I just finished reading “The Party: The Secret World of China’s Communist Rulers” by Richard McGregor. It describes well the organizational structure of the Chinese Communist Party (CCP) and how it runs China. It’s full of stories of the CCP’s control of various sectors of Chinese life. What remains a mystery is the internal politics of the CCP and how decisions are made. Like politics anywhere, China has lots interests competing for state decisions and resources. How, and if, such interests are organized into factions within the CCP, and how decisions are reached, remains murky.
From the book’s description by its publisher Harper Collins (here):
As an organization alone, the Party is a phenomenon of unique scale and
power. Its membership surpasses seventy-three million, and it does more than just rule a country. The Party not only has a grip on every aspect of government, from the largest, richest cities to the smallest far-flung villages in Tibet and Xinjiang, it also has a hold on all official religions, the media, and the military. The Party presides over large, wealthy state-owned businesses, and it exercises control over the selection of senior executives of all government companies, many of which are in the top tier of the Fortune 500 list.
In The Party, Richard McGregor delves deeply into China's inner sanctum for the first time, showing how the Communist Party controls the government, courts, media, and military, and how it keeps all corruption accusations against its members in-house. The Party's decisions have a
global impact, yet the CPC remains a deeply secretive body, hostile to the law, unaccountable to anyone or anything other than its own internal tribunals. It is the world's only geopolitical rival of the United States, and is steadfastly poised to think the worst of the West.

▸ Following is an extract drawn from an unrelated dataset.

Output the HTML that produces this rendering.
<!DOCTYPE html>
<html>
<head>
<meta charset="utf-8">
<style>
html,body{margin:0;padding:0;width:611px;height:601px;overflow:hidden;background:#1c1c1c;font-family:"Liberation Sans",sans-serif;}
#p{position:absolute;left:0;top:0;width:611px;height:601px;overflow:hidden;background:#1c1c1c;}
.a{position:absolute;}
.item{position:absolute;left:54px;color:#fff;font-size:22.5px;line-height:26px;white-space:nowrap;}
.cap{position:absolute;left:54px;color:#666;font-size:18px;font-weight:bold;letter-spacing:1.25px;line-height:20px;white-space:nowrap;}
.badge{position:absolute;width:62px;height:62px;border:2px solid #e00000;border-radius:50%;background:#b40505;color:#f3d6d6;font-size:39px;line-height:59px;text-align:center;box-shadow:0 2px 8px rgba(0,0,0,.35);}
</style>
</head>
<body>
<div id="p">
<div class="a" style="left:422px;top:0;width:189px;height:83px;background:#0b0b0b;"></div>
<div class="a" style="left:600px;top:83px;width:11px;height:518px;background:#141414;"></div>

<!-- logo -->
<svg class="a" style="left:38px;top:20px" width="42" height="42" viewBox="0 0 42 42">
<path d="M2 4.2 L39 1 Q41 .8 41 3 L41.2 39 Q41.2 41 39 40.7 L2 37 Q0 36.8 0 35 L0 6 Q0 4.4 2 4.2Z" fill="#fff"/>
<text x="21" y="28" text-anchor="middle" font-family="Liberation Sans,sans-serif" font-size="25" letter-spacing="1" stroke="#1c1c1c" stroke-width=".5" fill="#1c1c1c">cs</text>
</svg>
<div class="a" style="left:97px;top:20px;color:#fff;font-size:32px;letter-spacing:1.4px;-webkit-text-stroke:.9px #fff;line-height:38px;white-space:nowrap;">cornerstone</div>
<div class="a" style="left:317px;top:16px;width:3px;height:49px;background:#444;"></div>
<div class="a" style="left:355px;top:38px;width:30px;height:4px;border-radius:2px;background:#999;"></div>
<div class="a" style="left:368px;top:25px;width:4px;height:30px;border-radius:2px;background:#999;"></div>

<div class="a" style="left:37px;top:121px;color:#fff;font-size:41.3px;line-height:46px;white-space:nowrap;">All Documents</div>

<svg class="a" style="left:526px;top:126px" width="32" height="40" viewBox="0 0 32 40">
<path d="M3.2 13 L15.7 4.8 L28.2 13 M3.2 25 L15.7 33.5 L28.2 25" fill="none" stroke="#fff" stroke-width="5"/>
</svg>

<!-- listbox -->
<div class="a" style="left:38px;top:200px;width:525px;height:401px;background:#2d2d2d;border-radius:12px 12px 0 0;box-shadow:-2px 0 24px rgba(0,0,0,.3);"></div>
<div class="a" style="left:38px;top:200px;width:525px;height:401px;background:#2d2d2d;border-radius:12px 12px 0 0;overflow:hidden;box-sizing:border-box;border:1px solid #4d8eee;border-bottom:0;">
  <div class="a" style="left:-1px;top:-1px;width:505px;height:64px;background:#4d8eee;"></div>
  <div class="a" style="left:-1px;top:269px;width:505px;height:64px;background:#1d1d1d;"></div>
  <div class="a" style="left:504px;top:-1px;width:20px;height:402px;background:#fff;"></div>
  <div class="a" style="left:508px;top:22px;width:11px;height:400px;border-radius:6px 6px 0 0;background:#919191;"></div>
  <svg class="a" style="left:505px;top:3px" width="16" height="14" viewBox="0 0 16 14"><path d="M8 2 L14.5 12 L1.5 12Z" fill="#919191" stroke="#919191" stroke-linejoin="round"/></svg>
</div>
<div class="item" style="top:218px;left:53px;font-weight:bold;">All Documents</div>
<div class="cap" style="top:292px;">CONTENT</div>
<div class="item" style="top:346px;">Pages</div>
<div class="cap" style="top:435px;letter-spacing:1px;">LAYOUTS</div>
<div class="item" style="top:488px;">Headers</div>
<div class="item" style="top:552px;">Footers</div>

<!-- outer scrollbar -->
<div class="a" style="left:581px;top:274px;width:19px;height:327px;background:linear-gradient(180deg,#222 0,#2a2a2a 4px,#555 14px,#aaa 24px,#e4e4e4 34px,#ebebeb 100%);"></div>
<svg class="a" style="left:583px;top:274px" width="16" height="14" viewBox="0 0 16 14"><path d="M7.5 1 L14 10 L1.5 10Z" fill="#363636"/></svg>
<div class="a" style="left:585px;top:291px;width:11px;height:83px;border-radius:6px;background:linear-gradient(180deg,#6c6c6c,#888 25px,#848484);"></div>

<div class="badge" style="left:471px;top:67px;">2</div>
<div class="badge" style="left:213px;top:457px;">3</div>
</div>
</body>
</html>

In describing the role of the Central Organization Department, as an example from the book, McGregor writes:
A similar department in the US would oversee the appointment of the
entire US cabinet, state governors and their deputies, the mayors of major cities, the heads of all federal regulatory agencies, the chief executives of GE, Exxon-Mobile, Wal-Mart and about fifty of the remaining largest US companies, the justices of the Supreme Court, the editors of the New York Times, the Wall Street Journal, and the Washington Post, the bosses of the TV networks and cable stations, the presidents of Yale and Harvard and other big universities, and the head of think tanks like the Brookings Institution and the Heritage Foundation. Not only that, the vetting process would take place behind closed doors, and the appointment announced without any accompanying explanation why they had been made.